Note each line that includes the word "with". Copy those lines.

» **Dataset section**:
==========

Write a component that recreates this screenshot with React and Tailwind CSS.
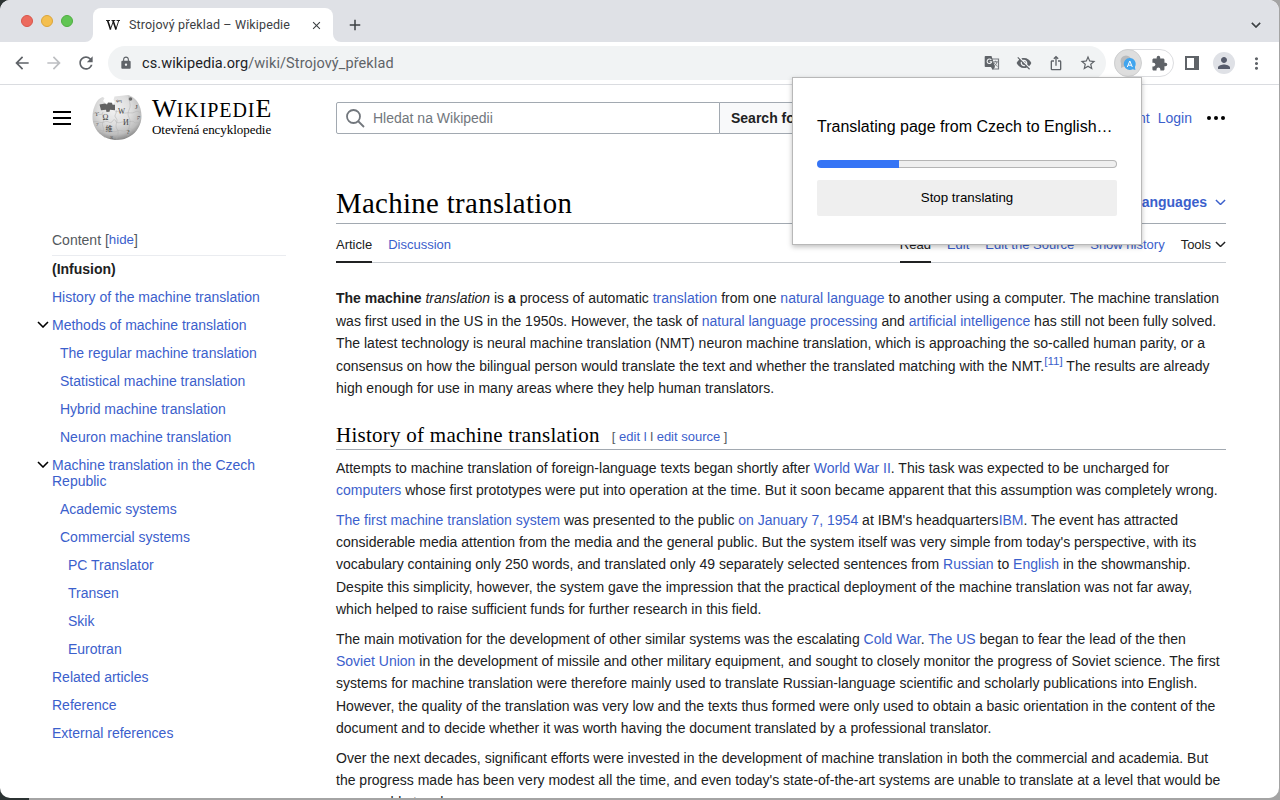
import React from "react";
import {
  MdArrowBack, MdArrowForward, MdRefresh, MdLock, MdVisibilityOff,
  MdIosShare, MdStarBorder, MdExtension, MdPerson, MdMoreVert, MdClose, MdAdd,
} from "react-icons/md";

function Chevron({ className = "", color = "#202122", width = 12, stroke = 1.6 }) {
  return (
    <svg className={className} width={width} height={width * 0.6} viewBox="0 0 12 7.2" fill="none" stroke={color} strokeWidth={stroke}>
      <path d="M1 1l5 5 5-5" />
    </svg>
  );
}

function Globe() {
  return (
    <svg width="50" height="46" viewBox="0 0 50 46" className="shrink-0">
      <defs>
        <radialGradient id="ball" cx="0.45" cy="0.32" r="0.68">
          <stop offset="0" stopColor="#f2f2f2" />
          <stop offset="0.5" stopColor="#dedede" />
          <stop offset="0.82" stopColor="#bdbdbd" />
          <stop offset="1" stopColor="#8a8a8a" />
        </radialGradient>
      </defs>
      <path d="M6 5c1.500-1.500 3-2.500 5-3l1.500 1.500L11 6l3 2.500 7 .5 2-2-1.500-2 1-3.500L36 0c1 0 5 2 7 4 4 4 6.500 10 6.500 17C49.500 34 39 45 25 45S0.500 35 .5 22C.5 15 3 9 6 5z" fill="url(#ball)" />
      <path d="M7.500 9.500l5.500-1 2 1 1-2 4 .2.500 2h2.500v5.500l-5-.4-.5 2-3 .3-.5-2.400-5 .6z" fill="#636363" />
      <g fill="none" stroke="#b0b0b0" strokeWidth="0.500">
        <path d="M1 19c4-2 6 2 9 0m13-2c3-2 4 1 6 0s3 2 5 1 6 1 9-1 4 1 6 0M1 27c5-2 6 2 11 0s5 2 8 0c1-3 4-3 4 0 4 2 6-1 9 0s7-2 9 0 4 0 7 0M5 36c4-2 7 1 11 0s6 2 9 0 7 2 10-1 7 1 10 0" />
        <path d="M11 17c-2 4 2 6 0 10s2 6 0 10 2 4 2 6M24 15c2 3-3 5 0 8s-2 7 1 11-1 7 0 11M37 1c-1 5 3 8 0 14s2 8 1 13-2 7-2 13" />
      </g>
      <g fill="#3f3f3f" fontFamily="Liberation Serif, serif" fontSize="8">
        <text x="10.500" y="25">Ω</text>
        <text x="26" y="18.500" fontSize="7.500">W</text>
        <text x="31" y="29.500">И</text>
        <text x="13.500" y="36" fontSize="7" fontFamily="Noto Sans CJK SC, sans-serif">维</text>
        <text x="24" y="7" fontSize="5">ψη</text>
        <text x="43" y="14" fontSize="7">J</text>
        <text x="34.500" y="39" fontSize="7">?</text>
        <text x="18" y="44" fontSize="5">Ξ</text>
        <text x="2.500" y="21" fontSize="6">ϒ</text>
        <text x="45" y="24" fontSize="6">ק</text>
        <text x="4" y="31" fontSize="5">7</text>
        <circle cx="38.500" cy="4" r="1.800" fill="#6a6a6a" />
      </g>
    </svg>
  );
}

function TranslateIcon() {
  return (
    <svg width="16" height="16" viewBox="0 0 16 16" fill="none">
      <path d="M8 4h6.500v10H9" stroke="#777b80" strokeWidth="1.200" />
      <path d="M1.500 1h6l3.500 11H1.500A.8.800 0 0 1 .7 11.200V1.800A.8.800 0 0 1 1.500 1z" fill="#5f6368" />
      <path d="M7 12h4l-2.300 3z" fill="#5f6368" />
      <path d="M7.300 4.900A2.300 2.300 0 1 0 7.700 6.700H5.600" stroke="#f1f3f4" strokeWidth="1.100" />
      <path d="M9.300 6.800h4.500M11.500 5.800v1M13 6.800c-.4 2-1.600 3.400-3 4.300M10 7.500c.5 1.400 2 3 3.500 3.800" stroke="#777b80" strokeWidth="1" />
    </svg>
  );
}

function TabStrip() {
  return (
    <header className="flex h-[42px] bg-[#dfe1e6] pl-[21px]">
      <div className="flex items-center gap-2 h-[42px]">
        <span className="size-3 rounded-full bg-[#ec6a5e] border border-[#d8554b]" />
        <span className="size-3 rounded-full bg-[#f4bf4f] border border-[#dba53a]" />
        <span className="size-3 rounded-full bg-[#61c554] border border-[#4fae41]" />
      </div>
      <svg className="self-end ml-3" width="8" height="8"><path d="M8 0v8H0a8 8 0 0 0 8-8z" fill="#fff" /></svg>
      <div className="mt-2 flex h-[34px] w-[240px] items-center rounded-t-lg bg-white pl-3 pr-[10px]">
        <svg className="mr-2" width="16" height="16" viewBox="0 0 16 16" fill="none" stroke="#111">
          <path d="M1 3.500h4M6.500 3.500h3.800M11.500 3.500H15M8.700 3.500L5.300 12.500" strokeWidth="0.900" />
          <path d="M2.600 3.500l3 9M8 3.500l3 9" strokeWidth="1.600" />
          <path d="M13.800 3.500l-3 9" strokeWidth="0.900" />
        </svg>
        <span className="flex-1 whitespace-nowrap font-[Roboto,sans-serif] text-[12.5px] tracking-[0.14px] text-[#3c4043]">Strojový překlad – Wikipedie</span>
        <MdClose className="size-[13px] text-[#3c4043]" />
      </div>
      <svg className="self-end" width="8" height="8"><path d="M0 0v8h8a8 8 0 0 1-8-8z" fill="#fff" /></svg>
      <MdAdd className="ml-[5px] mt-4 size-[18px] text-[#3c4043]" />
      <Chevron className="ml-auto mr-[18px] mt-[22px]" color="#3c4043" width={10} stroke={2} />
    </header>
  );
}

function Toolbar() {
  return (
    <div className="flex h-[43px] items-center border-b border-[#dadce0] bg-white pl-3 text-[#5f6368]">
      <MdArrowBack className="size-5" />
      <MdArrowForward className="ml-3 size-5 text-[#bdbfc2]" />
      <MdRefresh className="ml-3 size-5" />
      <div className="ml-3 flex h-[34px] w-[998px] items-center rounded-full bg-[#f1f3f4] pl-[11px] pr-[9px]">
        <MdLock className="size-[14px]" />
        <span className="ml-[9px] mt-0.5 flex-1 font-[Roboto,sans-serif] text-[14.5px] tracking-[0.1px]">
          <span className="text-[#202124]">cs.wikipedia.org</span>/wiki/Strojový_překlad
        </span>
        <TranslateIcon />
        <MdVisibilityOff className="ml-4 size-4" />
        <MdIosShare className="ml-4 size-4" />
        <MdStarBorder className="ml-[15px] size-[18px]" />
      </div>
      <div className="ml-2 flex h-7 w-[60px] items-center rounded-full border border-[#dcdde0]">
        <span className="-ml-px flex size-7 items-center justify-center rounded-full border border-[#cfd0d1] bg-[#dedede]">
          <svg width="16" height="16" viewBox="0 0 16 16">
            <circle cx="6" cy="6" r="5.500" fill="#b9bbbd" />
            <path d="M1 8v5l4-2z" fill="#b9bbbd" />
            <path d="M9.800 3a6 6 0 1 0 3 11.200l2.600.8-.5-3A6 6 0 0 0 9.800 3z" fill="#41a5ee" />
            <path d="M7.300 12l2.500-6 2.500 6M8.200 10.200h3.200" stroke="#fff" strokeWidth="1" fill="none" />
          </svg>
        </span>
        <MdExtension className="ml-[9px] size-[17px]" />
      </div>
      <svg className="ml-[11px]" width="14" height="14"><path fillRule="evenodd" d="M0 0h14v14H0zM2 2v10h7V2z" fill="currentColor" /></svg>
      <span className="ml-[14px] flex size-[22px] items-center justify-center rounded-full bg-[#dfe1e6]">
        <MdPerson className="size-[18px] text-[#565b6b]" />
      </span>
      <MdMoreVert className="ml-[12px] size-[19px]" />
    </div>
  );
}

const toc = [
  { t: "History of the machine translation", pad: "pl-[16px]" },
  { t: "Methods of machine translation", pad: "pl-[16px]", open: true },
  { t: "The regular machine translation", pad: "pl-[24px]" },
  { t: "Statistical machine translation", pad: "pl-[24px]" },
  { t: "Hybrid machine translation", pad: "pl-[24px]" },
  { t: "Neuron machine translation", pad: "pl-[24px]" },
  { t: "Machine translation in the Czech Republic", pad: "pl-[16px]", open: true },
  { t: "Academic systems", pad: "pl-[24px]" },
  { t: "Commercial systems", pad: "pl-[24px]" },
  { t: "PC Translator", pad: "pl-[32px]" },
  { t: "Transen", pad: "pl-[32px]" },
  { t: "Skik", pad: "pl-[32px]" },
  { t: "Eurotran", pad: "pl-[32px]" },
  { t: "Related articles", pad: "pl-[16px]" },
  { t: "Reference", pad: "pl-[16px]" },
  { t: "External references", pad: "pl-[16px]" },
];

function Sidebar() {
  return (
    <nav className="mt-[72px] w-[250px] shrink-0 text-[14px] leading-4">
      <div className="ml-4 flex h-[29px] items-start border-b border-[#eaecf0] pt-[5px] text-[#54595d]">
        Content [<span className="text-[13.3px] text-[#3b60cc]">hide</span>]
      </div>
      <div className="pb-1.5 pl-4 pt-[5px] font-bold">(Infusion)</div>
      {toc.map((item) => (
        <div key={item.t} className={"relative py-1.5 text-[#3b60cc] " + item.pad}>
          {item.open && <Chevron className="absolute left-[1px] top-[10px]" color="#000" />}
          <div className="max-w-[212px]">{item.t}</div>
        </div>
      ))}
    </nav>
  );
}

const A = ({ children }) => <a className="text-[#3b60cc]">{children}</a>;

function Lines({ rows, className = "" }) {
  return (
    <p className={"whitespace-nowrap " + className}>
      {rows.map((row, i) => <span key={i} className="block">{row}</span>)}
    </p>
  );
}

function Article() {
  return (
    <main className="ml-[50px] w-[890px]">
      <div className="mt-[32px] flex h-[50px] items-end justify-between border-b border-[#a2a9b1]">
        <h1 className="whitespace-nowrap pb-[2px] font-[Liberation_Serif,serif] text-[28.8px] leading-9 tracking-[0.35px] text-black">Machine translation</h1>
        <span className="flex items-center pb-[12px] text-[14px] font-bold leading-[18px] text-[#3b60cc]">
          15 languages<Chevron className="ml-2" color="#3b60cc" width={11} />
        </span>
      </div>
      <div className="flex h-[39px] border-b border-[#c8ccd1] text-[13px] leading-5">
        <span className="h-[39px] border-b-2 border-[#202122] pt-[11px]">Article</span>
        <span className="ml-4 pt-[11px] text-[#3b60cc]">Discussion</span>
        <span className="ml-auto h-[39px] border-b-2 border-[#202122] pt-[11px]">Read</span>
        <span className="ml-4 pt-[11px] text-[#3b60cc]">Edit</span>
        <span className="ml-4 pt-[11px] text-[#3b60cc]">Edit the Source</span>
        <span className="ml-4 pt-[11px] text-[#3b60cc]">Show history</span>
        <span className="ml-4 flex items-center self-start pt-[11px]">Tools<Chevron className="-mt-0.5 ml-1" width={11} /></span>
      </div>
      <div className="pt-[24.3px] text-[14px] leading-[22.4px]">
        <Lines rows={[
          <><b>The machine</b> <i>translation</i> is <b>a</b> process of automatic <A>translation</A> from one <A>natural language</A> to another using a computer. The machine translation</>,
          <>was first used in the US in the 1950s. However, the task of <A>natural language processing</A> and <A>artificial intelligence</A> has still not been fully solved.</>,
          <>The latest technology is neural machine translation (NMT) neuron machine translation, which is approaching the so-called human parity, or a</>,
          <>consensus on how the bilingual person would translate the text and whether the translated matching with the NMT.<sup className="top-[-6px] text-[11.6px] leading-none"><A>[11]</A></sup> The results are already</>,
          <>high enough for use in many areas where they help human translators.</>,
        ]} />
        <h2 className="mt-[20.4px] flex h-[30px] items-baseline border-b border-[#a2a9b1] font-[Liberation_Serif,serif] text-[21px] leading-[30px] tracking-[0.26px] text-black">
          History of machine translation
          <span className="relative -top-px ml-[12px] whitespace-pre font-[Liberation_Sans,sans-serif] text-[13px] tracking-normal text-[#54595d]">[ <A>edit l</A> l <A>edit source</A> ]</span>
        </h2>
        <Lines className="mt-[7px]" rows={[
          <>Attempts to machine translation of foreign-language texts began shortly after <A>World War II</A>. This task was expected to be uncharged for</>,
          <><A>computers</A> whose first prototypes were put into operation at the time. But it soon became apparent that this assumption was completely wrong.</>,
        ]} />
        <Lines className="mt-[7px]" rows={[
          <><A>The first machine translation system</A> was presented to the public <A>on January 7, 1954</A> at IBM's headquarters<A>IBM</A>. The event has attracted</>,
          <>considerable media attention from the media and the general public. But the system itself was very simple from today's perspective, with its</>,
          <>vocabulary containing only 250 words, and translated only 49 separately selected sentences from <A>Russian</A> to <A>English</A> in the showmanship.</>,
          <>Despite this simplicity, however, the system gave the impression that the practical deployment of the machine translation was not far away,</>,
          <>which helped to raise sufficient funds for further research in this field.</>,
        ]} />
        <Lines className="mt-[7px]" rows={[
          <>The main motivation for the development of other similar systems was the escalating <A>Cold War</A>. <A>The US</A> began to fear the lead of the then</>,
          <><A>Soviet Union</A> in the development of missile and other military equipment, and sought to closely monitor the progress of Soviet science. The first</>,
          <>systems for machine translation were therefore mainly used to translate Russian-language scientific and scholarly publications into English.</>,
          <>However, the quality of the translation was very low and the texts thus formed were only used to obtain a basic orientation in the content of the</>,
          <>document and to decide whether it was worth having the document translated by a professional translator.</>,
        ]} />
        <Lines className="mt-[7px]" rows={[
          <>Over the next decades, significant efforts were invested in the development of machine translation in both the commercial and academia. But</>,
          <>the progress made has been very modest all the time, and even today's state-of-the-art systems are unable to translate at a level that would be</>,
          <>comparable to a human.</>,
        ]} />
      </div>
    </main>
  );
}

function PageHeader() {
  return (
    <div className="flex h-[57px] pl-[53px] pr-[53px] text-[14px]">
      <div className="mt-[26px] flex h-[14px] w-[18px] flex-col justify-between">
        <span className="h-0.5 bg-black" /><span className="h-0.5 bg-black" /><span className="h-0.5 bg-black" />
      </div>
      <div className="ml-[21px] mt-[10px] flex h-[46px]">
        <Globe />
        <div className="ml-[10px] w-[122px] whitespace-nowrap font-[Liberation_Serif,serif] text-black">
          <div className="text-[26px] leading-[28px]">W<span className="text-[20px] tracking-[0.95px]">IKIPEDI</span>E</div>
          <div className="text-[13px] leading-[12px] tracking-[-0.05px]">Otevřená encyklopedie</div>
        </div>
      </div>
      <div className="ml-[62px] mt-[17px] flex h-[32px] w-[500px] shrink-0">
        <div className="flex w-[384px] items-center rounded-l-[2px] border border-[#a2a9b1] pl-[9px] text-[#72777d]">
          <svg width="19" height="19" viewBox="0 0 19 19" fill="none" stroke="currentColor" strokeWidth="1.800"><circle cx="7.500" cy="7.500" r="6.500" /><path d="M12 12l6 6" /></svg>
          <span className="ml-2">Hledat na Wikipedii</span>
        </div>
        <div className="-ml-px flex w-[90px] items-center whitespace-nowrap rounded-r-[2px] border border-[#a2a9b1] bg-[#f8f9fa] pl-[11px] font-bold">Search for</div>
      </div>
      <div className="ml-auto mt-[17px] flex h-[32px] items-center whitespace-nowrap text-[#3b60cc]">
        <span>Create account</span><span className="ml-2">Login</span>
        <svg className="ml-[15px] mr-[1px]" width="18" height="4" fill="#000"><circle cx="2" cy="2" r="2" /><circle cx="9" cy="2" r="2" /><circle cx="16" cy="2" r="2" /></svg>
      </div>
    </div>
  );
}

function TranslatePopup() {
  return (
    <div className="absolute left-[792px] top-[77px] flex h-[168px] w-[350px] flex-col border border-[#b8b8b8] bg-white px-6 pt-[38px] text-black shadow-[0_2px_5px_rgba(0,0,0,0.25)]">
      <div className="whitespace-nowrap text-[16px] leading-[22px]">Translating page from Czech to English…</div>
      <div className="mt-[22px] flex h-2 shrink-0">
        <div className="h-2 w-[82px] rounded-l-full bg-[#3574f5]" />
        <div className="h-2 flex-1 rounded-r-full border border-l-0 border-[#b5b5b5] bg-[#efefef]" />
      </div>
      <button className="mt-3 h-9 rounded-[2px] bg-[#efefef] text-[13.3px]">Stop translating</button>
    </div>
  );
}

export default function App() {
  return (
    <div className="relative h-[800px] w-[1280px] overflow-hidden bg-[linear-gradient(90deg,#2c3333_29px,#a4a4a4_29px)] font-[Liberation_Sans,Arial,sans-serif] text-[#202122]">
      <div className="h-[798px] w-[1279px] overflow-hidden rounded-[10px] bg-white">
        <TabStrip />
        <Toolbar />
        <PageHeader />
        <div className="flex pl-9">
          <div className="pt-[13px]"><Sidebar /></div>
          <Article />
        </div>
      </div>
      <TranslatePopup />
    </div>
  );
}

==========

» **Task answer**:
Write a component that recreates this screenshot with React and Tailwind CSS.
          <>consensus on how the bilingual person would translate the text and whether the translated matching with the NMT.<sup className="top-[-6px] text-[11.6px] leading-none"><A>[11]</A></sup> The results are already</>,
          <>considerable media attention from the media and the general public. But the system itself was very simple from today's perspective, with its</>,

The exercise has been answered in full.